• **Records for the task**
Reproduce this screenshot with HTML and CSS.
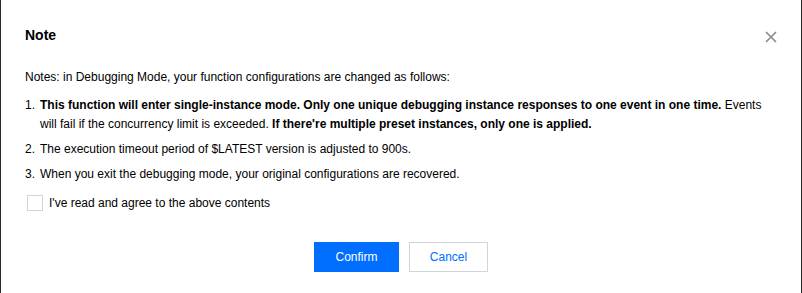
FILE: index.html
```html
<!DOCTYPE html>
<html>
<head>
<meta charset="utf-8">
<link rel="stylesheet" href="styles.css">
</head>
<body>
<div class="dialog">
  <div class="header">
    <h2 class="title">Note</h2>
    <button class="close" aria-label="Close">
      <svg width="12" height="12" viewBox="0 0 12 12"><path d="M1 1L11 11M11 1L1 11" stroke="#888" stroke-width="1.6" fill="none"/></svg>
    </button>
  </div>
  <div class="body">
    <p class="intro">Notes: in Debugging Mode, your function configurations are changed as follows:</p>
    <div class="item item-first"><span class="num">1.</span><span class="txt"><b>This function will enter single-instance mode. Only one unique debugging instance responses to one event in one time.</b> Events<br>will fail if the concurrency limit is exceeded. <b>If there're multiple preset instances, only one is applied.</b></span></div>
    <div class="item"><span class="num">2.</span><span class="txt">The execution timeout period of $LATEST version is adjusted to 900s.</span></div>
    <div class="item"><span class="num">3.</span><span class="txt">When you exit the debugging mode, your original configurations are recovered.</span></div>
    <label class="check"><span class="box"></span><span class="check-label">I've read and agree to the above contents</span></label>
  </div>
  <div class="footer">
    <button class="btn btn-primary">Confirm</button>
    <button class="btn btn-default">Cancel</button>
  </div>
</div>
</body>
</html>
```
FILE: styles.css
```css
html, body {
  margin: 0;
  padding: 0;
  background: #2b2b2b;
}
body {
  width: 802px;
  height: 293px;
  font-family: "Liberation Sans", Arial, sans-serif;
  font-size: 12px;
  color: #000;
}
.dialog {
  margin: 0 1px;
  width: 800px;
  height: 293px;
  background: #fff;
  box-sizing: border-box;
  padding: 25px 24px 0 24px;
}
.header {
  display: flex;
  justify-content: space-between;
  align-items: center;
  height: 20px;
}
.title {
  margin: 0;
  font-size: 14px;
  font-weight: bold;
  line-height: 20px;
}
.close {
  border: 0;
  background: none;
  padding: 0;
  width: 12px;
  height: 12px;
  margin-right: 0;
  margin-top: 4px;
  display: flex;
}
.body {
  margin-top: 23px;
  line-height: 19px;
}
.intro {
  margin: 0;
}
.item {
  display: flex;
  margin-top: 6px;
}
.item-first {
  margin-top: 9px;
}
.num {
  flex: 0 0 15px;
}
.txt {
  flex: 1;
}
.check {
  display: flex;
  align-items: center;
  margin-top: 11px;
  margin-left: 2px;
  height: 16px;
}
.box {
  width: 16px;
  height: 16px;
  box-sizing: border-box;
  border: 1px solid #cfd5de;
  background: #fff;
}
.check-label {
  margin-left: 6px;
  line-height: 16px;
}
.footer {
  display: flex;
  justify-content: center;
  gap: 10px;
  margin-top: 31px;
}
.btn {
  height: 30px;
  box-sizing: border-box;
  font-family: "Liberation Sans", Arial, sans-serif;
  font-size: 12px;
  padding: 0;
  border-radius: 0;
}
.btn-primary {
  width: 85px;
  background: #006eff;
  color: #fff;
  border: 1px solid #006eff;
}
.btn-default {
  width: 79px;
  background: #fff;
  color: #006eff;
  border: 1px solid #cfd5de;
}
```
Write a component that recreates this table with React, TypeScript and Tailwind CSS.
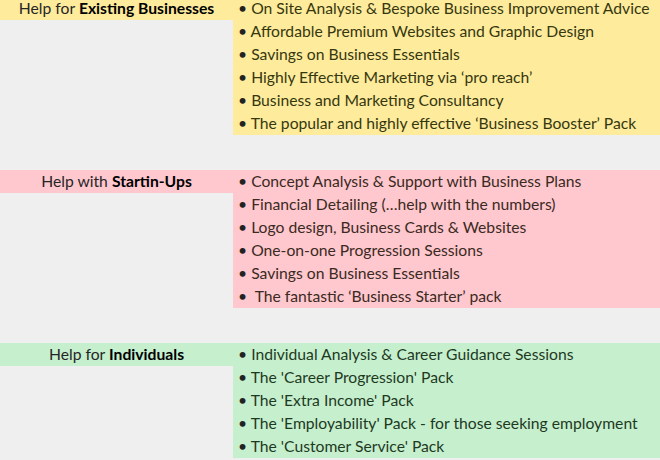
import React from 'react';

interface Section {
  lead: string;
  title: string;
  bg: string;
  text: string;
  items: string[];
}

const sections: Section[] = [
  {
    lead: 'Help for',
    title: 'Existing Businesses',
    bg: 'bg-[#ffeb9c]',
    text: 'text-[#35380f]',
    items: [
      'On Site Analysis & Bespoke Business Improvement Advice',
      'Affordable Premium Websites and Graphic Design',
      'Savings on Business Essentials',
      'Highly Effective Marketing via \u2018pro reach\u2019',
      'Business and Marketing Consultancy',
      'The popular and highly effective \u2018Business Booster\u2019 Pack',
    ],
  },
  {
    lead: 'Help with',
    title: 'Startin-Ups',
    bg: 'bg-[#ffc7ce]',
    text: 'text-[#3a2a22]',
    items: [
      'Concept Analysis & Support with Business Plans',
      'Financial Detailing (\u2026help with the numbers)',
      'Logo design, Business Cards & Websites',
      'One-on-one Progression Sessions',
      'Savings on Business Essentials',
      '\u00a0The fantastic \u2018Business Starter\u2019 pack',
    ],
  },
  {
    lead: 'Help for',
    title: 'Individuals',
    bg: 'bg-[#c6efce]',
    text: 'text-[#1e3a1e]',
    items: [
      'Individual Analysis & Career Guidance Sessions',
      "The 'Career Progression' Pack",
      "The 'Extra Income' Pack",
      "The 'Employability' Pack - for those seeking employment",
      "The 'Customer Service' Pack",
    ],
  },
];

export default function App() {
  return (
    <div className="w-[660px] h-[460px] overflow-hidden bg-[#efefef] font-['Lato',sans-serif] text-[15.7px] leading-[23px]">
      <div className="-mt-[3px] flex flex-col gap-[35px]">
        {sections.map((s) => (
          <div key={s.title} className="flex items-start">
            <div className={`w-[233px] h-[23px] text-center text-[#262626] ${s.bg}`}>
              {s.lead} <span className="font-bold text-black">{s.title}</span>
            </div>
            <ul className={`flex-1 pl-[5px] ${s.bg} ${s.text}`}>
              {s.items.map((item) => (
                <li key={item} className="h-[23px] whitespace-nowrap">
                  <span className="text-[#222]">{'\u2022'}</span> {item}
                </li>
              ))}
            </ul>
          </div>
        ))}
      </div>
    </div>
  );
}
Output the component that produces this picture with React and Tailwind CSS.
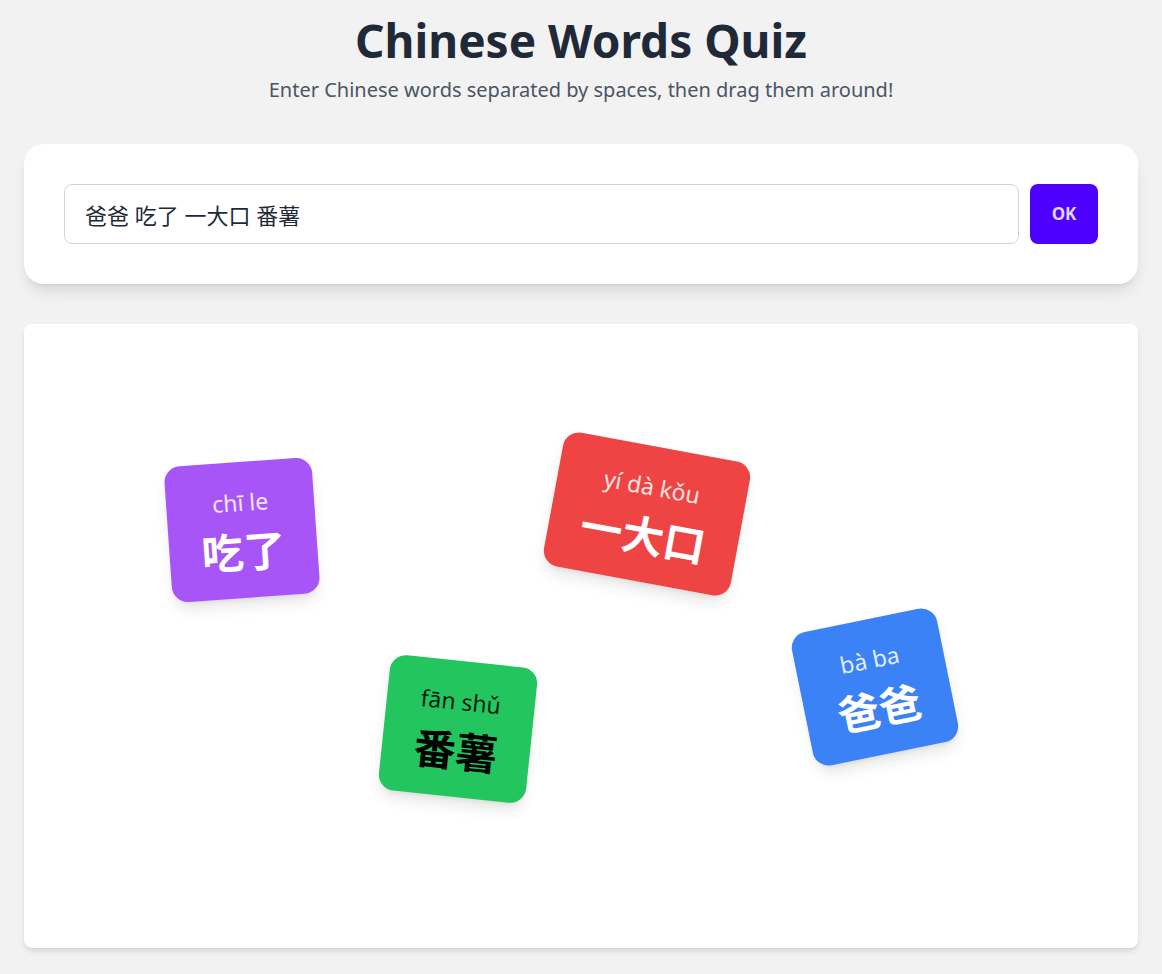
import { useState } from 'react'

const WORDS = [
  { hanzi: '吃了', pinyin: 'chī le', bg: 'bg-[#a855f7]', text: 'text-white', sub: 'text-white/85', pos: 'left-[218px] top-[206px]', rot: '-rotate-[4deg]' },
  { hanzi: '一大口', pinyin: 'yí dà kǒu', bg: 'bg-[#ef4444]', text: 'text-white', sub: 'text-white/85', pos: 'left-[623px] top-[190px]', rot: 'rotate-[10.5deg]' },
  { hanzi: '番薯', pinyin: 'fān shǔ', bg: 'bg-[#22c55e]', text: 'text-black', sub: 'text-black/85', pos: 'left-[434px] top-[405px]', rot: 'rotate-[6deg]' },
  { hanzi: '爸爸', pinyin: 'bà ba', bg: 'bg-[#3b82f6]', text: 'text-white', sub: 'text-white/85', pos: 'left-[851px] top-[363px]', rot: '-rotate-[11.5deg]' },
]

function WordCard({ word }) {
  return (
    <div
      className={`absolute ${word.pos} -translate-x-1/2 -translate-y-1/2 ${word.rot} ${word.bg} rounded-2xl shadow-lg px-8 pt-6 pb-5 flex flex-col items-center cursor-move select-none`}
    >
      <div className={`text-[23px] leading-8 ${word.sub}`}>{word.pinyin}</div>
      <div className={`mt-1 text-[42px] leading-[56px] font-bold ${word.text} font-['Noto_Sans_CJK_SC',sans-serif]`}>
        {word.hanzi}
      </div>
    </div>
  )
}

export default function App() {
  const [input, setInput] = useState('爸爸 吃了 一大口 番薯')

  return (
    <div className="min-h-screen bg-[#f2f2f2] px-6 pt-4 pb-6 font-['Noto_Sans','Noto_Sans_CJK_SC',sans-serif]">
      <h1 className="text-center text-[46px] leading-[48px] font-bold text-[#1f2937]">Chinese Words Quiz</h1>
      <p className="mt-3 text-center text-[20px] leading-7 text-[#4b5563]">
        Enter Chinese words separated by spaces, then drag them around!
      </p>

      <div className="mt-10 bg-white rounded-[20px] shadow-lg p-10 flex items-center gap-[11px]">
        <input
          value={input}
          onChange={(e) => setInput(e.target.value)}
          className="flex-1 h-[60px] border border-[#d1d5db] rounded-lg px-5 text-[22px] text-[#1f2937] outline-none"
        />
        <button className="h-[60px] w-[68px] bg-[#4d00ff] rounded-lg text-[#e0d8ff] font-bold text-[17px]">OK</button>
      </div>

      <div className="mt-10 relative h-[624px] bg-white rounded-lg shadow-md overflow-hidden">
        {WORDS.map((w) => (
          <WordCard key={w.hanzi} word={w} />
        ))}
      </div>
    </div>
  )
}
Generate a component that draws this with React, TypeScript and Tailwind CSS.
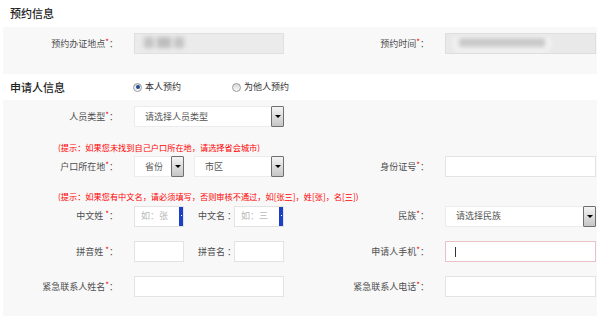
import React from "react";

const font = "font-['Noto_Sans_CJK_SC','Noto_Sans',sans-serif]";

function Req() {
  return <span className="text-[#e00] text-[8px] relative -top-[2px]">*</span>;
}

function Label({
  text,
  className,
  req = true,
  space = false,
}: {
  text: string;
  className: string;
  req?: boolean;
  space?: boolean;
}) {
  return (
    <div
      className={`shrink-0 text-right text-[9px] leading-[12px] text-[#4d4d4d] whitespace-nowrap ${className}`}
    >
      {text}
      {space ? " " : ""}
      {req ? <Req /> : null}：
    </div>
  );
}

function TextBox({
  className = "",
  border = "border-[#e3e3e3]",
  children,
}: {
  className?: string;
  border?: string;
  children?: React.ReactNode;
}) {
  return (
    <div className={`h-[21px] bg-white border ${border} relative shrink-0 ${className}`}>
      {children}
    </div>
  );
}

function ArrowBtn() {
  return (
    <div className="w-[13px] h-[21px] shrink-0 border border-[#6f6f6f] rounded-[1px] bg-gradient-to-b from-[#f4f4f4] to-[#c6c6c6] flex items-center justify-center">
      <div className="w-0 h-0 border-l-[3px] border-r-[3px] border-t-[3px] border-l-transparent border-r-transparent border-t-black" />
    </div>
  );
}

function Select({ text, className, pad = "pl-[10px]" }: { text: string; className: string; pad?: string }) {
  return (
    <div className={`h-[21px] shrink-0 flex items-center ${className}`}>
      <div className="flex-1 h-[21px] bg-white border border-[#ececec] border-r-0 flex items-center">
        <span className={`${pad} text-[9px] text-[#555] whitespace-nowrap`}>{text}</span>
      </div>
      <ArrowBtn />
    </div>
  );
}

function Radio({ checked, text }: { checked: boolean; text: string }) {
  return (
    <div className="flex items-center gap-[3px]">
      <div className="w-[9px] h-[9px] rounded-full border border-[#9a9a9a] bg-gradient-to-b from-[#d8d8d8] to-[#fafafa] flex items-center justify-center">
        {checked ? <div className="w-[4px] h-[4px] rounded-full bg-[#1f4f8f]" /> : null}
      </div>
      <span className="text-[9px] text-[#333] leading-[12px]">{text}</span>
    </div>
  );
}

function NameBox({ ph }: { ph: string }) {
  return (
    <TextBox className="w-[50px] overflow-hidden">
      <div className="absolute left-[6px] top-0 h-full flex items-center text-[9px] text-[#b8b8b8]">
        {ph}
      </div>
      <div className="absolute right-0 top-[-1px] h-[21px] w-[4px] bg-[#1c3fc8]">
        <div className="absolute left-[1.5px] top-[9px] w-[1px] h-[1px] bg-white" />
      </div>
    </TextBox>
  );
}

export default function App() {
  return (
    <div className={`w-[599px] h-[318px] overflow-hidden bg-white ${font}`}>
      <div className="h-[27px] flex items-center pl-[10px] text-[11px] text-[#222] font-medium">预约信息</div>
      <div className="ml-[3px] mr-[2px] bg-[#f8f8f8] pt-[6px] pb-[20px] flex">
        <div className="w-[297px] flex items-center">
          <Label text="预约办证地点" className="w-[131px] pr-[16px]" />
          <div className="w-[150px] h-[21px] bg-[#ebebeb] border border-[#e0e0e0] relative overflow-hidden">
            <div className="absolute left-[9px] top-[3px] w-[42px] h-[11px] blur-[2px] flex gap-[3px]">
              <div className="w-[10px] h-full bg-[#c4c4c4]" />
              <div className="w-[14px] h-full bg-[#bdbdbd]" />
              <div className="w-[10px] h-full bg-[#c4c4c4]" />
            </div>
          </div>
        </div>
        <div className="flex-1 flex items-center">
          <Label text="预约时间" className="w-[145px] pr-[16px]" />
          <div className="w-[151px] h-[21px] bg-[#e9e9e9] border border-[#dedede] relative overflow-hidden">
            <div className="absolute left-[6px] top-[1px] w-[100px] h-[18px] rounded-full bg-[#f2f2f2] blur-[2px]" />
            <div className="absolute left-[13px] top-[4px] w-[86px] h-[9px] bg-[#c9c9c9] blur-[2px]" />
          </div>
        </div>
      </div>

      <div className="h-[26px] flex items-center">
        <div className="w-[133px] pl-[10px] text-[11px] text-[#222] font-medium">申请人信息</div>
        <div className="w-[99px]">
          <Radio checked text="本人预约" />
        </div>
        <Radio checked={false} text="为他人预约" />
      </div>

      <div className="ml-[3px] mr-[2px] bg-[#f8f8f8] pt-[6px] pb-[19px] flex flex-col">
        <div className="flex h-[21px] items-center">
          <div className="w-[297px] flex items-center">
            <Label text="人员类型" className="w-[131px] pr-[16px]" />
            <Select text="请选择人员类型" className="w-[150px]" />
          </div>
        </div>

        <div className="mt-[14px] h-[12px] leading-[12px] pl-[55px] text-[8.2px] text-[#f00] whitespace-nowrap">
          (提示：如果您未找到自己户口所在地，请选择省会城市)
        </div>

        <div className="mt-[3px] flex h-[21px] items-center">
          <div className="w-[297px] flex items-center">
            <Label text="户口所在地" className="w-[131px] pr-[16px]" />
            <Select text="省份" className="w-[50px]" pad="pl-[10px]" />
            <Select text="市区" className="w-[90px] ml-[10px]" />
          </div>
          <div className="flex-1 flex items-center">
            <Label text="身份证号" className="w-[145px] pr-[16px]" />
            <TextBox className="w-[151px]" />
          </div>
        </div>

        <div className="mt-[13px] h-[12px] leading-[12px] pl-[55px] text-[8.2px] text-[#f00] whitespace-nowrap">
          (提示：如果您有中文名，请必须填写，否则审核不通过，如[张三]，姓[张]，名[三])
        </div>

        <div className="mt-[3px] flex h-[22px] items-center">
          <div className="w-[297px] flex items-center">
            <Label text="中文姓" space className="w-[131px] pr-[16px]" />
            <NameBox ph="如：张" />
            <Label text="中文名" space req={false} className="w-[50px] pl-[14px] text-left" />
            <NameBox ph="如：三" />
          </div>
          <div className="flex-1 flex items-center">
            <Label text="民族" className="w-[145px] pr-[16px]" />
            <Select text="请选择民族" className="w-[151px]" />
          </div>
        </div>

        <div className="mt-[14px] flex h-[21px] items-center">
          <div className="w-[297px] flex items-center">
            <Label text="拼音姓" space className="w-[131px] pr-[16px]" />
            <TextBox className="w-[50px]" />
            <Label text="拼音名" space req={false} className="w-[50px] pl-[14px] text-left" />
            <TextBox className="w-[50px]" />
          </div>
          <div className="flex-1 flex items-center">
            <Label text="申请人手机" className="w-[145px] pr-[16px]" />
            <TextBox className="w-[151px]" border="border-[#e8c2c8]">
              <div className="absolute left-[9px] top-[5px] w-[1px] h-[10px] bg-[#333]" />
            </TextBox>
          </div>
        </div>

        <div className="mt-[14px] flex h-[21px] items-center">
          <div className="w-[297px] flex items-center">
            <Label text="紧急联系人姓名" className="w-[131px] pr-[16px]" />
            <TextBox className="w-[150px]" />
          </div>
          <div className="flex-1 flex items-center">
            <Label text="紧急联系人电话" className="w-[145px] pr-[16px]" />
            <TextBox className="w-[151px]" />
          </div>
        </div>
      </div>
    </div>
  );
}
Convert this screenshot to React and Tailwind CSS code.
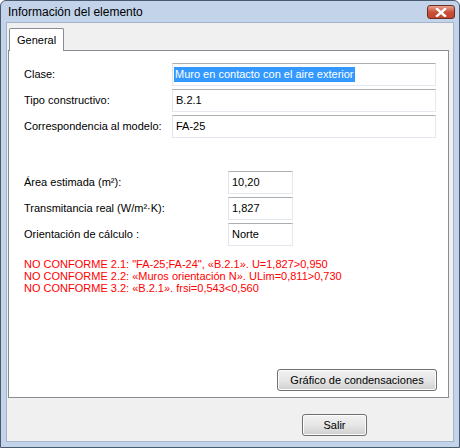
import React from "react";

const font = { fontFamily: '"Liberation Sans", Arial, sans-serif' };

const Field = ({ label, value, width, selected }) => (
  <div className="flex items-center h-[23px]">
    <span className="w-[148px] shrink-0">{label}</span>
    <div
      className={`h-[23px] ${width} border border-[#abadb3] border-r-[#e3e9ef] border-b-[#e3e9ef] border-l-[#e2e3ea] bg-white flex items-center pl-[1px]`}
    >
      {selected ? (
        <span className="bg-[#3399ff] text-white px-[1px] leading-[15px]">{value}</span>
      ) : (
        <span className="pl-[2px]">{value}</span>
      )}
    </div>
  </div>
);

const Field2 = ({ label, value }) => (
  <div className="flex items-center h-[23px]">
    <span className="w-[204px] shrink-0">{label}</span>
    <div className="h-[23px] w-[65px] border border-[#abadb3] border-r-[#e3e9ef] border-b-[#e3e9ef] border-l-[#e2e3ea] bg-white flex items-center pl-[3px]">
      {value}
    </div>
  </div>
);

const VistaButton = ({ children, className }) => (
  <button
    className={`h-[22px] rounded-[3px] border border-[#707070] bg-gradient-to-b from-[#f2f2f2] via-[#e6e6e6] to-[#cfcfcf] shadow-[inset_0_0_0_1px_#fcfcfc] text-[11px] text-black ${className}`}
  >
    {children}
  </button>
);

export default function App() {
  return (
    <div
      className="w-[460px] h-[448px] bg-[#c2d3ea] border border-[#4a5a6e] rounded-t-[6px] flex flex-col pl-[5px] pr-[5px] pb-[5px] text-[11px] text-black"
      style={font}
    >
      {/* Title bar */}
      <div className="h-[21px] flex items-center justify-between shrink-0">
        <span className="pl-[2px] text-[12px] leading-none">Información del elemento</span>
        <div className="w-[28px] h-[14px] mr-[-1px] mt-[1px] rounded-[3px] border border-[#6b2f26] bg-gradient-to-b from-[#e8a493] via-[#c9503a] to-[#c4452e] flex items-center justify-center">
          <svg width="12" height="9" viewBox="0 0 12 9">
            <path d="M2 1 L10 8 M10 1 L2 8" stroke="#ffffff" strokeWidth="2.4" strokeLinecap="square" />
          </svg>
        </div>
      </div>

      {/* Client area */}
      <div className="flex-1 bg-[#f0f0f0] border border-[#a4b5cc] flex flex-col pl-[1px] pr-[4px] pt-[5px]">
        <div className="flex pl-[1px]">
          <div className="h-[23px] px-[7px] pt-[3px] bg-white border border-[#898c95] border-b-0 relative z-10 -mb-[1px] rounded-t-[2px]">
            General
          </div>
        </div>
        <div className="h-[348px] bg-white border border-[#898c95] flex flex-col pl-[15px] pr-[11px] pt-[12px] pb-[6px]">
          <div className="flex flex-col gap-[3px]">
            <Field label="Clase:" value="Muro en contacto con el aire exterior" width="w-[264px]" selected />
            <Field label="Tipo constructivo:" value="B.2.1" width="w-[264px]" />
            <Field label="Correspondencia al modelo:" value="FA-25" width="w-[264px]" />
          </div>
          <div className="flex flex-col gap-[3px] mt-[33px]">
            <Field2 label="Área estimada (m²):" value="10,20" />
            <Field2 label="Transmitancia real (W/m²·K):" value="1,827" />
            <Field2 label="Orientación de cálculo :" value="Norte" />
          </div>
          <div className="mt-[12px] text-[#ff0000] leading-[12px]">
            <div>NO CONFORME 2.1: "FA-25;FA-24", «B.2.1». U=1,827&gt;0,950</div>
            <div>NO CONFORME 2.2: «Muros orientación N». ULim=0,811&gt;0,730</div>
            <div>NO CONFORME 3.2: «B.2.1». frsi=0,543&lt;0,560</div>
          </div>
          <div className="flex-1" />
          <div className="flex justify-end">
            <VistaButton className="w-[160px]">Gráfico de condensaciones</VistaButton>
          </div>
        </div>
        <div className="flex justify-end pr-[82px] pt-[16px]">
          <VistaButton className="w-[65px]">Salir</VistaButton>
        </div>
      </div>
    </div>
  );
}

• **Task to complete**
Each line in the entries above that includes the string "screenshot" should be extracted.

• **Answer to this task**
Reproduce this screenshot with HTML and CSS.
Convert this screenshot to React and Tailwind CSS code.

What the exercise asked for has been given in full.